*To be done*. Every line of the listing must be reproduced as it stands. Leave the images behind.

======== Available data

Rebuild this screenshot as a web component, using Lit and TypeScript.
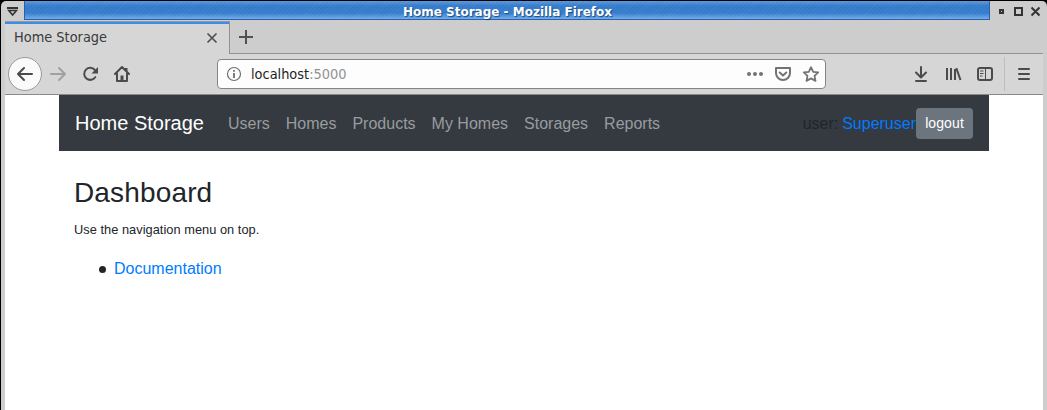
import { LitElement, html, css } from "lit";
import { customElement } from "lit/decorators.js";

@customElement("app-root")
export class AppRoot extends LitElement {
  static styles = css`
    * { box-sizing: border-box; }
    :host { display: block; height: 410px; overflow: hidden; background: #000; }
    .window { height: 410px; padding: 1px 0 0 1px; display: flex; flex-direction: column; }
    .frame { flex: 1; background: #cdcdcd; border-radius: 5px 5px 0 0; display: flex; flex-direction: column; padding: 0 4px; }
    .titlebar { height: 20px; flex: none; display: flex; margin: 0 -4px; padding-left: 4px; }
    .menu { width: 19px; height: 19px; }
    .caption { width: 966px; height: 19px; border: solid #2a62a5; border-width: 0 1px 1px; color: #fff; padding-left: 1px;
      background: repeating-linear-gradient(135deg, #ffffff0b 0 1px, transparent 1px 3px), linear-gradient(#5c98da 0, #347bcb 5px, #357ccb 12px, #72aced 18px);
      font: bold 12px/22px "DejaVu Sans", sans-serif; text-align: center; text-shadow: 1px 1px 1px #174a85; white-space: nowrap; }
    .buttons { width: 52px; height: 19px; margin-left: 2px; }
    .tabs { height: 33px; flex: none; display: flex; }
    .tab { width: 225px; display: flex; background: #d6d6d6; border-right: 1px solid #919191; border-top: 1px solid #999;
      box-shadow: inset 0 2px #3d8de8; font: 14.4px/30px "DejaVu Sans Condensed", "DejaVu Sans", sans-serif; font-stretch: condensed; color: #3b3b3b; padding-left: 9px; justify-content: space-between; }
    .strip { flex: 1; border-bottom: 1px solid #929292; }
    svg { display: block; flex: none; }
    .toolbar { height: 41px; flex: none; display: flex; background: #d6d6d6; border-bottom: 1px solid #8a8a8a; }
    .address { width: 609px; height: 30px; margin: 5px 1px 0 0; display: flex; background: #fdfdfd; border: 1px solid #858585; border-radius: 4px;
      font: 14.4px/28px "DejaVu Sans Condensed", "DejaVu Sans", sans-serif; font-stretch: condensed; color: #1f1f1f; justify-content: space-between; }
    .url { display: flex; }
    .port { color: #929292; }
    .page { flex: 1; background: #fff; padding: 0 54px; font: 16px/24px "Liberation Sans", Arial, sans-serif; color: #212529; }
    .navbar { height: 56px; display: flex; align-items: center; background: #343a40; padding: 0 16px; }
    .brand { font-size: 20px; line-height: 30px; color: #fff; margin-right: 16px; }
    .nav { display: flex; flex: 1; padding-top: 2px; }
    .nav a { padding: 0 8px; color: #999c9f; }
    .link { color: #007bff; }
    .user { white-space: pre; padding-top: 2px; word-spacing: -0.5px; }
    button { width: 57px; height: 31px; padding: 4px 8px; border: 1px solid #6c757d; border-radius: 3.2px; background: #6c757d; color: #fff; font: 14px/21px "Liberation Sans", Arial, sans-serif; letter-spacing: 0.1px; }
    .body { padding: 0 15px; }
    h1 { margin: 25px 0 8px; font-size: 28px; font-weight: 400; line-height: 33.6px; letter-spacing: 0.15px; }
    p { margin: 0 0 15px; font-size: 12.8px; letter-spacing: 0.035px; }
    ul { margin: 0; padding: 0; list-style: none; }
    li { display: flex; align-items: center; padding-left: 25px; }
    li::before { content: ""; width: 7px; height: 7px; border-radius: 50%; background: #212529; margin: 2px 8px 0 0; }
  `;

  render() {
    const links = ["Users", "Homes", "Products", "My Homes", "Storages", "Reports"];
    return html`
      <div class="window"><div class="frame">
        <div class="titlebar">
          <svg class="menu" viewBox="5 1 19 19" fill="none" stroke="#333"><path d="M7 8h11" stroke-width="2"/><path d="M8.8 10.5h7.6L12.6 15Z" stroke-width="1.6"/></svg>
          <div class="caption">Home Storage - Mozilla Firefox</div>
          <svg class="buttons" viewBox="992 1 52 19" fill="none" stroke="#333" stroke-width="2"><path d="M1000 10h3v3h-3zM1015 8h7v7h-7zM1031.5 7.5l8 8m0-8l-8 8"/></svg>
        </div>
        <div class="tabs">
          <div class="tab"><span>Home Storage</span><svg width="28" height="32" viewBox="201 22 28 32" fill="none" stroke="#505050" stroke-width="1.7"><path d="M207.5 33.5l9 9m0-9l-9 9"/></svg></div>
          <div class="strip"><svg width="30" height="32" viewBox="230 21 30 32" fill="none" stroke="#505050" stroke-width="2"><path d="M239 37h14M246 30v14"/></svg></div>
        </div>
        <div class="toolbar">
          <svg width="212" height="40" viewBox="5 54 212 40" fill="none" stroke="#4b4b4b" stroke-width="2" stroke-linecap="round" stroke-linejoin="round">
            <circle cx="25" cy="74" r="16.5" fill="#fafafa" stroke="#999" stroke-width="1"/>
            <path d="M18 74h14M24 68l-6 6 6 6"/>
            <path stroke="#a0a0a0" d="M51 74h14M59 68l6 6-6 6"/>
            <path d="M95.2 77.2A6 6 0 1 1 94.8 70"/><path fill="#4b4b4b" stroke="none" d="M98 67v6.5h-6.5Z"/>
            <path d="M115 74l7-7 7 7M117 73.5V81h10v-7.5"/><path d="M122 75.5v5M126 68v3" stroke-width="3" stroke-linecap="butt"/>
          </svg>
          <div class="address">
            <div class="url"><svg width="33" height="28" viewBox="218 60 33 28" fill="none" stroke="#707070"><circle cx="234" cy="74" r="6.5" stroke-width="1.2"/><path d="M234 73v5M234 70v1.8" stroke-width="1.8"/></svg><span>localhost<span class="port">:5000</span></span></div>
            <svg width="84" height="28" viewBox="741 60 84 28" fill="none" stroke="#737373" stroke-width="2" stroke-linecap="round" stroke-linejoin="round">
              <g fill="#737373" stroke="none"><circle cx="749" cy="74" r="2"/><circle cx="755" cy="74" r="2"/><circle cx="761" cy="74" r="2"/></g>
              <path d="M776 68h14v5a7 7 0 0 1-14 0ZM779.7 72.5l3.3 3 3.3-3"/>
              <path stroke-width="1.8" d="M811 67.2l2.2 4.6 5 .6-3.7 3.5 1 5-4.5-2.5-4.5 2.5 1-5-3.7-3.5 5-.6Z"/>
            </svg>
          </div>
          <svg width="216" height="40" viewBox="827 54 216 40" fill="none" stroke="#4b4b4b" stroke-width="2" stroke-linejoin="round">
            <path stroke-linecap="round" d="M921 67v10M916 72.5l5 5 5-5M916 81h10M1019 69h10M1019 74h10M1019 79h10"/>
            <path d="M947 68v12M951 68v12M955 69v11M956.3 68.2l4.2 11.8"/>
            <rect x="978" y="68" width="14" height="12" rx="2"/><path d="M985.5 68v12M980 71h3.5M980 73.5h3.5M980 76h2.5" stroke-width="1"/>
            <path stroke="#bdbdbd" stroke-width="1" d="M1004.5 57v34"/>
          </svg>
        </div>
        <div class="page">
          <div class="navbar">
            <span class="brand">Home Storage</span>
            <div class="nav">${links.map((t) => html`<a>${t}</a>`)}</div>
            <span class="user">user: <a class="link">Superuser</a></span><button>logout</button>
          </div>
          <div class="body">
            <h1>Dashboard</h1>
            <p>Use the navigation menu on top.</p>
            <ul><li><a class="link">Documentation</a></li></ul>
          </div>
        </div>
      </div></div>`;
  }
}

================

*Answer to this exercise*.
Rebuild this screenshot as a web component, using Lit and TypeScript.
import { LitElement, html, css } from "lit";
import { customElement } from "lit/decorators.js";

@customElement("app-root")
export class AppRoot extends LitElement {
  static styles = css`
    * { box-sizing: border-box; }
    :host { display: block; height: 410px; overflow: hidden; background: #000; }
    .window { height: 410px; padding: 1px 0 0 1px; display: flex; flex-direction: column; }
    .frame { flex: 1; background: #cdcdcd; border-radius: 5px 5px 0 0; display: flex; flex-direction: column; padding: 0 4px; }
    .titlebar { height: 20px; flex: none; display: flex; margin: 0 -4px; padding-left: 4px; }
    .menu { width: 19px; height: 19px; }
    .caption { width: 966px; height: 19px; border: solid #2a62a5; border-width: 0 1px 1px; color: #fff; padding-left: 1px;
      background: repeating-linear-gradient(135deg, #ffffff0b 0 1px, transparent 1px 3px), linear-gradient(#5c98da 0, #347bcb 5px, #357ccb 12px, #72aced 18px);
      font: bold 12px/22px "DejaVu Sans", sans-serif; text-align: center; text-shadow: 1px 1px 1px #174a85; white-space: nowrap; }
    .buttons { width: 52px; height: 19px; margin-left: 2px; }
    .tabs { height: 33px; flex: none; display: flex; }
    .tab { width: 225px; display: flex; background: #d6d6d6; border-right: 1px solid #919191; border-top: 1px solid #999;
      box-shadow: inset 0 2px #3d8de8; font: 14.4px/30px "DejaVu Sans Condensed", "DejaVu Sans", sans-serif; font-stretch: condensed; color: #3b3b3b; padding-left: 9px; justify-content: space-between; }
    .strip { flex: 1; border-bottom: 1px solid #929292; }
    svg { display: block; flex: none; }
    .toolbar { height: 41px; flex: none; display: flex; background: #d6d6d6; border-bottom: 1px solid #8a8a8a; }
    .address { width: 609px; height: 30px; margin: 5px 1px 0 0; display: flex; background: #fdfdfd; border: 1px solid #858585; border-radius: 4px;
      font: 14.4px/28px "DejaVu Sans Condensed", "DejaVu Sans", sans-serif; font-stretch: condensed; color: #1f1f1f; justify-content: space-between; }
    .url { display: flex; }
    .port { color: #929292; }
    .page { flex: 1; background: #fff; padding: 0 54px; font: 16px/24px "Liberation Sans", Arial, sans-serif; color: #212529; }
    .navbar { height: 56px; display: flex; align-items: center; background: #343a40; padding: 0 16px; }
    .brand { font-size: 20px; line-height: 30px; color: #fff; margin-right: 16px; }
    .nav { display: flex; flex: 1; padding-top: 2px; }
    .nav a { padding: 0 8px; color: #999c9f; }
    .link { color: #007bff; }
    .user { white-space: pre; padding-top: 2px; word-spacing: -0.5px; }
    button { width: 57px; height: 31px; padding: 4px 8px; border: 1px solid #6c757d; border-radius: 3.2px; background: #6c757d; color: #fff; font: 14px/21px "Liberation Sans", Arial, sans-serif; letter-spacing: 0.1px; }
    .body { padding: 0 15px; }
    h1 { margin: 25px 0 8px; font-size: 28px; font-weight: 400; line-height: 33.6px; letter-spacing: 0.15px; }
    p { margin: 0 0 15px; font-size: 12.8px; letter-spacing: 0.035px; }
    ul { margin: 0; padding: 0; list-style: none; }
    li { display: flex; align-items: center; padding-left: 25px; }
    li::before { content: ""; width: 7px; height: 7px; border-radius: 50%; background: #212529; margin: 2px 8px 0 0; }
  `;

  render() {
    const links = ["Users", "Homes", "Products", "My Homes", "Storages", "Reports"];
    return html`
      <div class="window"><div class="frame">
        <div class="titlebar">
          <svg class="menu" viewBox="5 1 19 19" fill="none" stroke="#333"><path d="M7 8h11" stroke-width="2"/><path d="M8.8 10.5h7.6L12.6 15Z" stroke-width="1.6"/></svg>
          <div class="caption">Home Storage - Mozilla Firefox</div>
          <svg class="buttons" viewBox="992 1 52 19" fill="none" stroke="#333" stroke-width="2"><path d="M1000 10h3v3h-3zM1015 8h7v7h-7zM1031.5 7.5l8 8m0-8l-8 8"/></svg>
        </div>
        <div class="tabs">
          <div class="tab"><span>Home Storage</span><svg width="28" height="32" viewBox="201 22 28 32" fill="none" stroke="#505050" stroke-width="1.7"><path d="M207.5 33.5l9 9m0-9l-9 9"/></svg></div>
          <div class="strip"><svg width="30" height="32" viewBox="230 21 30 32" fill="none" stroke="#505050" stroke-width="2"><path d="M239 37h14M246 30v14"/></svg></div>
        </div>
        <div class="toolbar">
          <svg width="212" height="40" viewBox="5 54 212 40" fill="none" stroke="#4b4b4b" stroke-width="2" stroke-linecap="round" stroke-linejoin="round">
            <circle cx="25" cy="74" r="16.5" fill="#fafafa" stroke="#999" stroke-width="1"/>
            <path d="M18 74h14M24 68l-6 6 6 6"/>
            <path stroke="#a0a0a0" d="M51 74h14M59 68l6 6-6 6"/>
            <path d="M95.2 77.2A6 6 0 1 1 94.8 70"/><path fill="#4b4b4b" stroke="none" d="M98 67v6.5h-6.5Z"/>
            <path d="M115 74l7-7 7 7M117 73.5V81h10v-7.5"/><path d="M122 75.5v5M126 68v3" stroke-width="3" stroke-linecap="butt"/>
          </svg>
          <div class="address">
            <div class="url"><svg width="33" height="28" viewBox="218 60 33 28" fill="none" stroke="#707070"><circle cx="234" cy="74" r="6.5" stroke-width="1.2"/><path d="M234 73v5M234 70v1.8" stroke-width="1.8"/></svg><span>localhost<span class="port">:5000</span></span></div>
            <svg width="84" height="28" viewBox="741 60 84 28" fill="none" stroke="#737373" stroke-width="2" stroke-linecap="round" stroke-linejoin="round">
              <g fill="#737373" stroke="none"><circle cx="749" cy="74" r="2"/><circle cx="755" cy="74" r="2"/><circle cx="761" cy="74" r="2"/></g>
              <path d="M776 68h14v5a7 7 0 0 1-14 0ZM779.7 72.5l3.3 3 3.3-3"/>
              <path stroke-width="1.8" d="M811 67.2l2.2 4.6 5 .6-3.7 3.5 1 5-4.5-2.5-4.5 2.5 1-5-3.7-3.5 5-.6Z"/>
            </svg>
          </div>
          <svg width="216" height="40" viewBox="827 54 216 40" fill="none" stroke="#4b4b4b" stroke-width="2" stroke-linejoin="round">
            <path stroke-linecap="round" d="M921 67v10M916 72.5l5 5 5-5M916 81h10M1019 69h10M1019 74h10M1019 79h10"/>
            <path d="M947 68v12M951 68v12M955 69v11M956.3 68.2l4.2 11.8"/>
            <rect x="978" y="68" width="14" height="12" rx="2"/><path d="M985.5 68v12M980 71h3.5M980 73.5h3.5M980 76h2.5" stroke-width="1"/>
            <path stroke="#bdbdbd" stroke-width="1" d="M1004.5 57v34"/>
          </svg>
        </div>
        <div class="page">
          <div class="navbar">
            <span class="brand">Home Storage</span>
            <div class="nav">${links.map((t) => html`<a>${t}</a>`)}</div>
            <span class="user">user: <a class="link">Superuser</a></span><button>logout</button>
          </div>
          <div class="body">
            <h1>Dashboard</h1>
            <p>Use the navigation menu on top.</p>
            <ul><li><a class="link">Documentation</a></li></ul>
          </div>
        </div>
      </div></div>`;
  }
}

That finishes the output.